Piano Buying Guide

Disclaimer: The following information is based on personal experience. I’m happy to answer your questions or playtest an instrument. For more qualified advice, I suggest contacting a piano tuner.

For Beginners

If you are just starting music, almost any keyboard is suitable – to a point. To progress further, you will eventually need the following:

Piano action

This is the most important feature. The action of a piano is the mechanism that causes sound when a key is depressed, and ideally this will give a feeling of weight. Grand pianos have the best action, allowing individual keys to play rapidly and with only a slight movement. Upright pianos are somewhat less responsive.

Not all electric keyboards have a pianistic action. Some are not touch sensitive, meaning the volume (loudness) of your playing is not controlled by how hard you press. Others use a simple spring action in the style of a pipe organ. If you are looking for a keyboard with a pianistic action, look for the descriptions “hammer action” or “weighted keys” in addition to touch sensitivity.

Without a responsive, pianistic action, it  is difficult to play with strength and speed. Even beginners will find it easier to develop good finger habits on a proper action.

Full size keyboard

A modern piano has 88 keys, spanning just over 7 octaves. The smaller the keyboard, the harder it is to fit some intermediate and advanced pieces into the available keys. For instance, music of the Baroque era was written for keyboards that were smaller than the modern piano. There are also larger keyboards, but these are almost never heard of.

Damper pedal

On an acoustic piano, the damper pedal allows notes to continue sounding even after the keys are released. Grand pianos have 3 pedals: the damper pedal on the right, the sostenuto pedal in the center (a selective version of the damper pedal), and the una corda (soft) pedal on the left (lowers volume). Upright pianos use a different mechanism for the soft pedal, and may also lack the sostenuto pedal.

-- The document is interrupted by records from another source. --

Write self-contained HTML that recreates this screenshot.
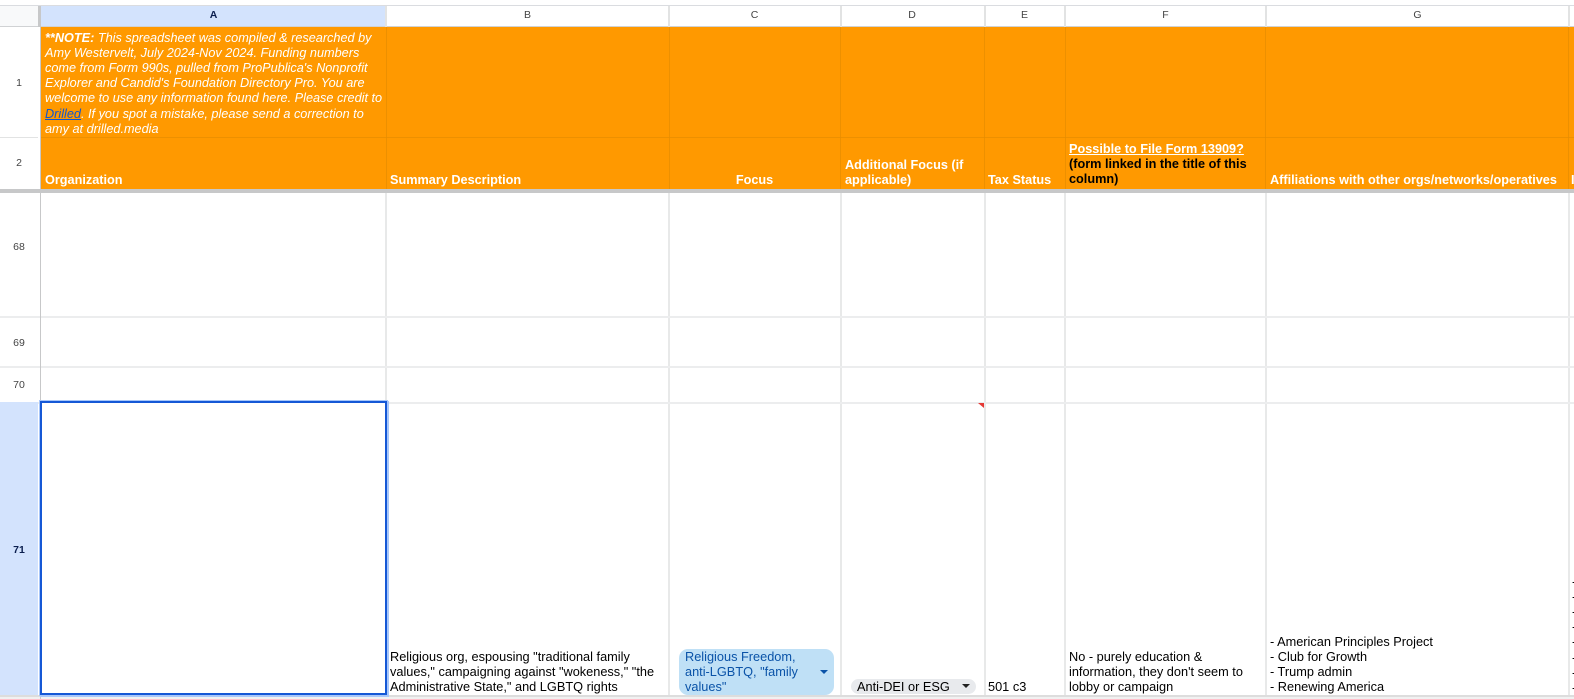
<!DOCTYPE html>
<html><head><meta charset="utf-8"><style>
html,body{margin:0;padding:0;width:1574px;height:699px;overflow:hidden;background:#fff}
body{position:relative;font-family:"Liberation Sans",sans-serif;color:#000}
div{position:absolute;box-sizing:border-box}
.t{font-size:12.75px;line-height:15.2px;white-space:nowrap}
.b{font-weight:bold;color:#fff;font-size:12.7px;line-height:15.2px;white-space:nowrap}
.h{top:5px;height:21px;font-size:10.5px;line-height:21px;text-align:center;color:#444}
.r{left:0;width:38px;height:15px;line-height:15px;text-align:center;font-size:10.5px;color:#444}
.v{width:2px;top:192px;height:503px;background:#e8e9e9}
.hd{width:2px;top:6px;height:21px;background:#e2e3e3}
.hl{left:0;width:1574px;height:2px;background:#ecedee}
.ov{background:#e58b00;opacity:.7;top:27px;width:1px;height:162px}
</style></head><body>
<div style="left:0;top:5px;width:1574px;height:1px;background:#dadce0"></div>
<div style="left:41px;top:6px;width:345px;height:21px;background:#d3e3fd"></div>
<div style="left:0;top:6px;width:38px;height:21px;background:#f8f9fa"></div>
<div class="h" style="left:41px;width:345px;color:#0b1f4f;font-weight:bold">A</div>
<div class="h" style="left:386px;width:283px">B</div>
<div class="h" style="left:669px;width:171px">C</div>
<div class="h" style="left:840px;width:144px">D</div>
<div class="h" style="left:984px;width:81px">E</div>
<div class="h" style="left:1065px;width:201px">F</div>
<div class="h" style="left:1266px;width:303px">G</div>
<div style="left:0;top:26px;width:1574px;height:1px;background:#d0d2d4"></div>
<div style="left:41px;top:27px;width:1533px;height:162px;background:#ff9900"></div>
<div style="left:41px;top:137px;width:1533px;height:1px;background:#e58b00;opacity:.7"></div>
<div class="ov" style="left:386px"></div>
<div class="ov" style="left:669px"></div>
<div class="ov" style="left:840px"></div>
<div class="ov" style="left:984px"></div>
<div class="ov" style="left:1065px"></div>
<div class="ov" style="left:1265px"></div>
<div class="ov" style="left:1568px"></div>
<div style="left:38px;top:6px;width:3px;height:21px;background:#c7c8c9"></div>
<div class="hd" style="left:385px"></div>
<div class="hd" style="left:668px"></div>
<div class="hd" style="left:840px"></div>
<div class="hd" style="left:984px"></div>
<div class="hd" style="left:1064px"></div>
<div class="hd" style="left:1265px"></div>
<div class="hd" style="left:1568px"></div>
<div class="v" style="left:385px"></div>
<div class="v" style="left:668px"></div>
<div class="v" style="left:840px"></div>
<div class="v" style="left:984px"></div>
<div class="v" style="left:1064px"></div>
<div class="v" style="left:1265px"></div>
<div class="v" style="left:1568px"></div>
<div class="hl" style="top:316px"></div>
<div class="hl" style="top:366px"></div>
<div class="hl" style="top:401.5px"></div>
<div style="left:0;top:137px;width:38px;height:1px;background:#e2e3e3"></div>
<div style="left:0;top:695px;width:1574px;height:2px;background:#dddddd"></div>
<div style="left:0;top:697px;width:1574px;height:2px;background:#f1f1f1"></div>
<div style="left:0;top:188.5px;width:1574px;height:4px;background:#c7c8c9"></div>
<div style="left:0;top:402px;width:38px;height:293px;background:#d3e3fd"></div>
<div style="left:40px;top:27px;width:1px;height:672px;background:#c7c8c9"></div>
<div class="r" style="top:76px">1</div>
<div class="r" style="top:156px">2</div>
<div class="r" style="top:240px">68</div>
<div class="r" style="top:336px">69</div>
<div class="r" style="top:378px">70</div>
<div class="r" style="top:543px;color:#0b1f4f;font-weight:bold">71</div>
<div class="b" style="left:45px;top:30.5px;font-weight:normal;font-style:italic;font-size:12.7px"><b>**NOTE:</b> This spreadsheet was compiled &amp; researched by<br>Amy Westervelt, July 2024-Nov 2024. Funding numbers<br>come from Form 990s, pulled from ProPublica's Nonprofit<br>Explorer and Candid's Foundation Directory Pro. You are<br>welcome to use any information found here. Please credit to<br><span style="color:#1155cc;text-decoration:underline">Drilled</span>. If you spot a mistake, please send a correction to<br>amy at drilled.media</div>
<div class="b" style="left:45px;top:173px">Organization</div>
<div class="b" style="left:390px;top:173px">Summary Description</div>
<div class="b" style="left:669px;width:171px;top:173px;text-align:center">Focus</div>
<div class="b" style="left:845px;top:158px">Additional Focus (if<br>applicable)</div>
<div class="b" style="left:988px;top:173px">Tax Status</div>
<div class="b" style="left:1069px;top:142px;color:#000"><span style="color:#fff;text-decoration:underline">Possible to File Form 13909?</span><br>(form linked in the title of this<br>column)</div>
<div class="b" style="left:1270px;top:173px">Affiliations with other orgs/networks/operatives</div>
<div style="left:40px;top:401px;width:347px;height:294px;border:2px solid #1558d6;box-shadow:0 0 0 1px #a8c7fa,1px 1px 0 1px #a8c7fa;background:#fff"></div>
<div class="t" style="left:390px;top:649px">Religious org, espousing "traditional family<br>values," campaigning against "wokeness," "the<br>Administrative State," and LGBTQ rights</div>
<div style="left:679px;top:648.5px;width:155px;height:46px;border-radius:9px;background:#bfe0f6"></div>
<div class="t" style="left:685px;top:649px;color:#0a53a8">Religious Freedom,<br>anti-LGBTQ, "family<br>values"</div>
<div style="left:820px;top:670px;width:0;height:0;border-left:4px solid transparent;border-right:4px solid transparent;border-top:4px solid #0a53a8"></div>
<div style="left:851px;top:679px;width:125px;height:15px;border-radius:8px;background:#e8eaed"></div>
<div class="t" style="left:857px;top:679px">Anti-DEI or ESG</div>
<div style="left:962px;top:684px;width:0;height:0;border-left:4.5px solid transparent;border-right:4.5px solid transparent;border-top:4.5px solid #222"></div>
<div class="t" style="left:988px;top:679px">501 c3</div>
<div class="t" style="left:1069px;top:649px">No - purely education &amp;<br>information, they don't seem to<br>lobby or campaign</div>
<div class="t" style="left:1270px;top:633.5px">- American Principles Project<br>- Club for Growth<br>- Trump admin<br>- Renewing America</div>
<div class="t" style="left:1572px;top:573.5px">-<br>-<br>-<br>-<br>-<br>-<br>-<br>-</div>
<div style="left:978px;top:403px;width:0;height:0;border-left:6px solid transparent;border-top:5px solid #e53935"></div>
<div class="b" style="left:1571px;top:173px">I</div>
</body></html>
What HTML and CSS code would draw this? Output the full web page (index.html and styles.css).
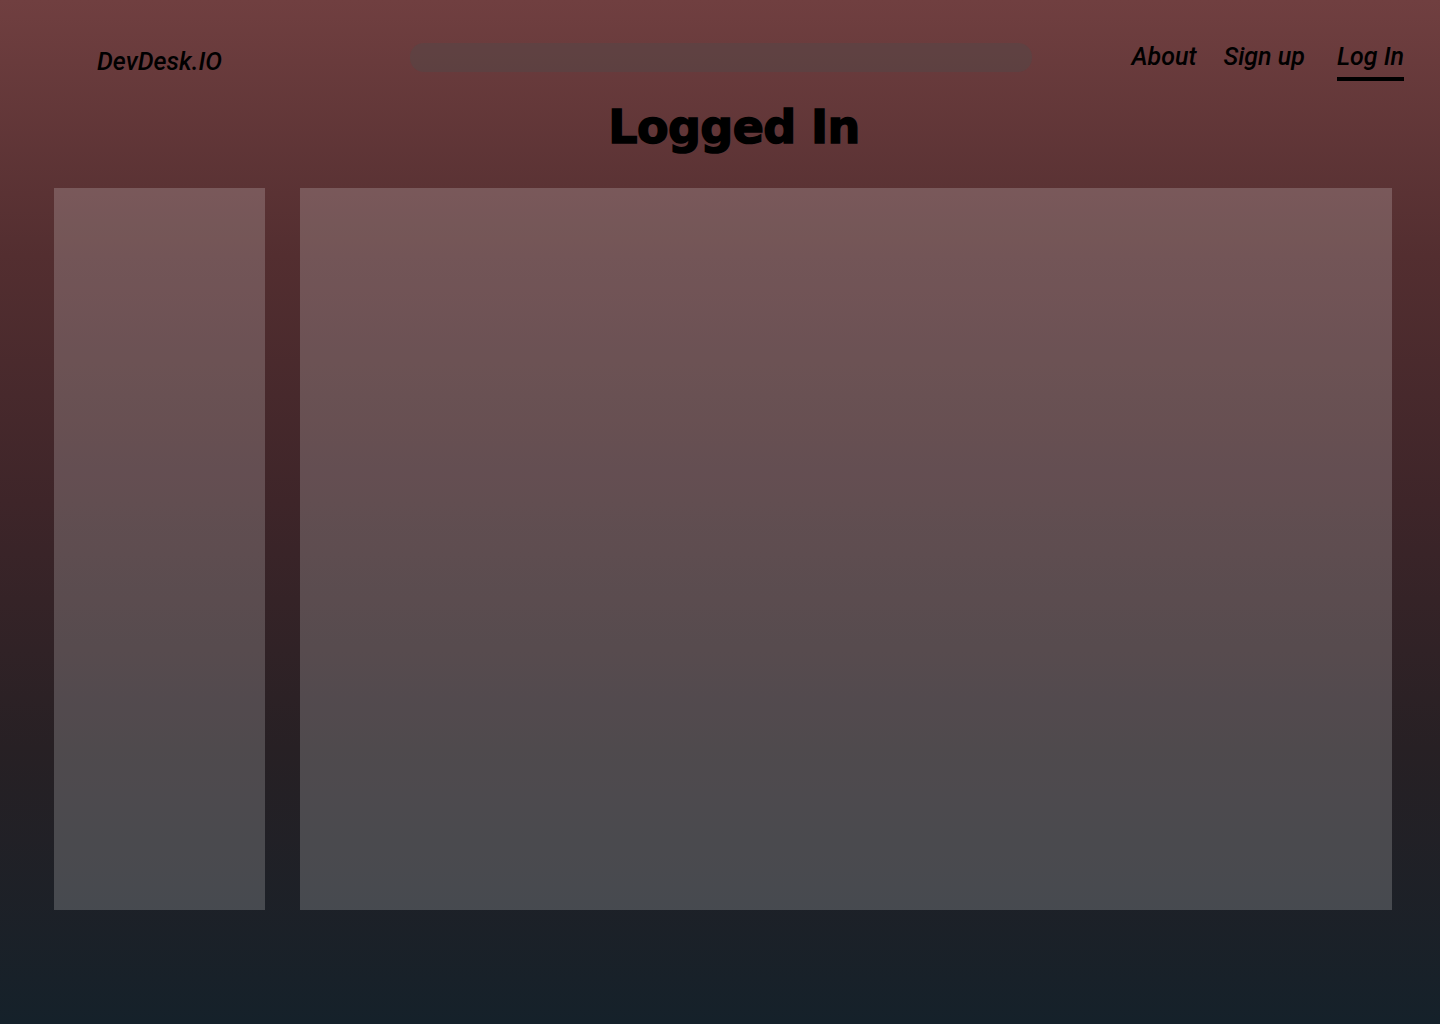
FILE: index.html
```html
<!DOCTYPE html>
<html lang="en">
<head>
  <meta charset="UTF-8" />
  <meta name="viewport" content="width=device-width, initial-scale=1" />
  <title>DevDesk.IO</title>
  <link rel="stylesheet" href="styles.css">
</head>
<body>

  <header>
    <div class="logo">DevDesk.IO</div>
    <div class="search-bar"></div>
    <nav>
      <a href="#">About</a>
      <a href="#">Sign up</a>
      <a href="#" class="active">Log In</a>
    </nav>
  </header>

  <h1 class="page-title">Logged In</h1>

  <main>
    <aside class="sidebar"></aside>
    <section class="content"></section>
  </main>

</body>
</html>
```

FILE: styles.css
```css
* {
  box-sizing: border-box;
  margin: 0;
  padding: 0;
}

html, body {
  height: 100%;
}

body {
  font-family: Roboto, 'Liberation Sans', sans-serif;
  color: #000;
  background: linear-gradient(to bottom, #703f40 0%, #532e30 25%, #3e2529 49%, #272024 73%, #15212a 100%);
  min-height: 100vh;
}

header {
  display: flex;
  align-items: flex-start;
  height: 96px;
  padding: 0 36px 0 54px;
}

.logo {
  width: 211px;
  text-align: center;
  font-style: italic;
  font-weight: 500;
  font-size: 25px;
  padding-top: 47px;
  line-height: 30px;
}

.search-bar {
  width: 622px;
  height: 29px;
  margin-top: 43px;
  margin-left: 145px;
  border-radius: 14px;
  background: rgba(75, 75, 75, 0.37);
}

nav {
  margin-left: auto;
  display: flex;
  gap: 27px;
  padding-top: 42px;
}

nav a {
  color: #000;
  text-decoration: none;
  font-style: italic;
  font-weight: 500;
  font-size: 25px;
  line-height: 30px;
  padding-bottom: 5px;
  border-bottom: 4px solid transparent;
}

nav a.active {
  margin-left: 5px;
  border-bottom-color: #000;
}

.page-title {
  text-align: center;
  font-family: 'DejaVu Sans', 'Liberation Sans', sans-serif;
  font-weight: 700;
  font-size: 46px;
  line-height: 60px;
  margin-top: 1px;
  padding-left: 28px;
  letter-spacing: -0.6px;
  -webkit-text-stroke: 1.5px #000;
}

main {
  display: flex;
  gap: 35px;
  padding: 0 48px 0 54px;
  margin-top: 31px;
}

.sidebar {
  width: 211px;
  height: 722px;
  background: rgba(255, 255, 255, 0.19);
}

.content {
  flex: 1;
  height: 722px;
  background: rgba(255, 255, 255, 0.19);
}
```
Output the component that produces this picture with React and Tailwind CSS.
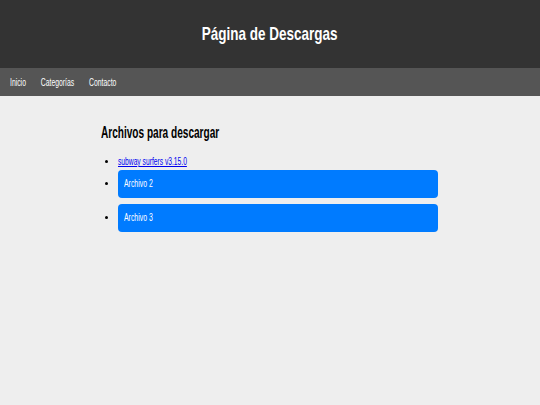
const navLinks = ['Inicio', 'Categorías', 'Contacto']

const files = [
  { name: 'subway surfers v3.15.0', link: true },
  { name: 'Archivo 2' },
  { name: 'Archivo 3' },
]

export default function App() {
  return (
    <div className="min-h-screen bg-[#eeeeee] font-['Liberation_Sans',Arial,sans-serif]">
      <header className="flex h-[68px] items-center justify-center bg-[#333333]">
        <h1 className="text-[19px] font-bold leading-[22px] text-white">
          <span className="inline-block origin-center scale-x-[0.71]">Página de Descargas</span>
        </h1>
      </header>

      <nav className="flex h-[28px] items-center bg-[#555555] pl-[10px]">
        <div className="inline-flex origin-left scale-x-[0.62] gap-[24px] text-[11px] text-white">
          {navLinks.map((l) => (
            <a key={l} href="#" className="no-underline">
              {l}
            </a>
          ))}
        </div>
      </nav>

      <main className="mx-auto w-[338px] pt-[28px]">
        <h2 className="text-[16px] font-bold leading-[18px] text-black">
          <span className="inline-block origin-left scale-x-[0.63]">Archivos para descargar</span>
        </h2>

        <ul className="mt-[12px] list-disc pl-[17px] pr-[1px] text-[10px]">
          {files.map((f, i) =>
            f.link ? (
              <li key={f.name} className="leading-[16px]">
                <a href="#" className="inline-block origin-left scale-x-[0.67] text-[#0000ee] underline">
                  {f.name}
                </a>
              </li>
            ) : (
              <li key={f.name} className={i > 1 ? 'mt-[6px]' : ''}>
                <a
                  href="#"
                  className="inline-block w-full rounded-[4px] bg-[#007bff] py-[8px] pl-[6px] leading-[12px] text-white"
                >
                  <span className="inline-block origin-left scale-x-[0.69]">{f.name}</span>
                </a>
              </li>
            )
          )}
        </ul>
      </main>
    </div>
  )
}
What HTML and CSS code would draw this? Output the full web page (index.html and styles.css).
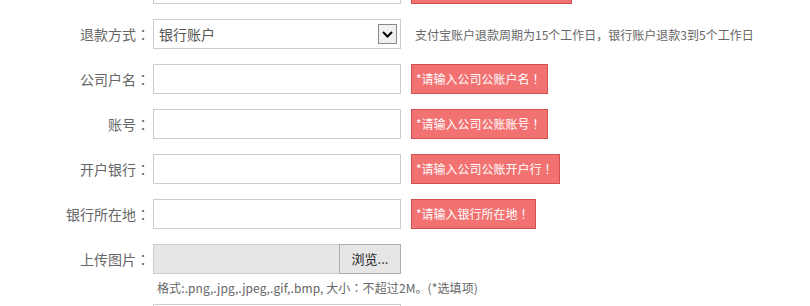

Electric keyboards usually have a 1/4 inch jack for connecting a pedal footswitch, but some also include a cabinet with 3 pedals like the grand piano.

Pedals, and the damper pedal especially, are important tools for expression in intermediate and advanced pieces.

Electronic Keyboards

Electric keyboards are cheaper and easier to maintain than acoustic pianos. Many can produce a variety of sounds (e.g. organ, bass guitar, harpsichord) and can interface with a computer via MIDI. They are also portable and can be played with headphones, making them ideal for apartments and small spaces.

Note that electric keyboards are built for different purposes. “MIDI controllers” do not produce sound on their own and are intended for digital music production. “Synthesizers” produce a diverse variety of sounds but do not have the action or keyboard size of a piano.

If you are buying an electric keyboard for use as a piano, make sure it is a good size (88 keys), has “hammer action” or “weighted keys” action, and includes the damper pedal. Reputable brands include Casio, Yamaha, Roland, and Korg.

Acoustic Pianos

I don’t recommend purchasing acoustic (the “real”) pianos without some research and playing experience. After playing on the pianos of various churches and schools, I find the quality of used and low end pianos is extremely inconsistent. If you do choose to buy an acoustic, stick to reputable brands (e.g. Kawaii, Boston, Yamaha) and always play test the instrument before purchase. Do your research on what to look for in the piano case, action, and soundboard – there are many books and online articles on buying a piano.

Acoustic pianos come in many sizes. The larger the piano, the longer its bass strings, which improves the piano’s sound quality. Upright pianos have vertical strings, whereas grand pianos have horizontal strings. Grand pianos are generally larger than upright pianos, have a more responsive action, and are more expensive.

Acoustic pianos are very heavy and should be moved by a dedicated moving company (look for piano movers). They also require regular tuning and other maintenance by a piano tuner, about every 6 months. If you live in Fort McMurray, there is no piano tuner in town and you will be paying significantly more for the tuners that come to town every few months.

The advantage of a well built acoustic piano is that they easily last decades if maintained, and retain their resale value. Their action and sound are also preferable to an electric keyboard, although this depends greatly on the quality of the instrument. Of course, they also look great in your living room!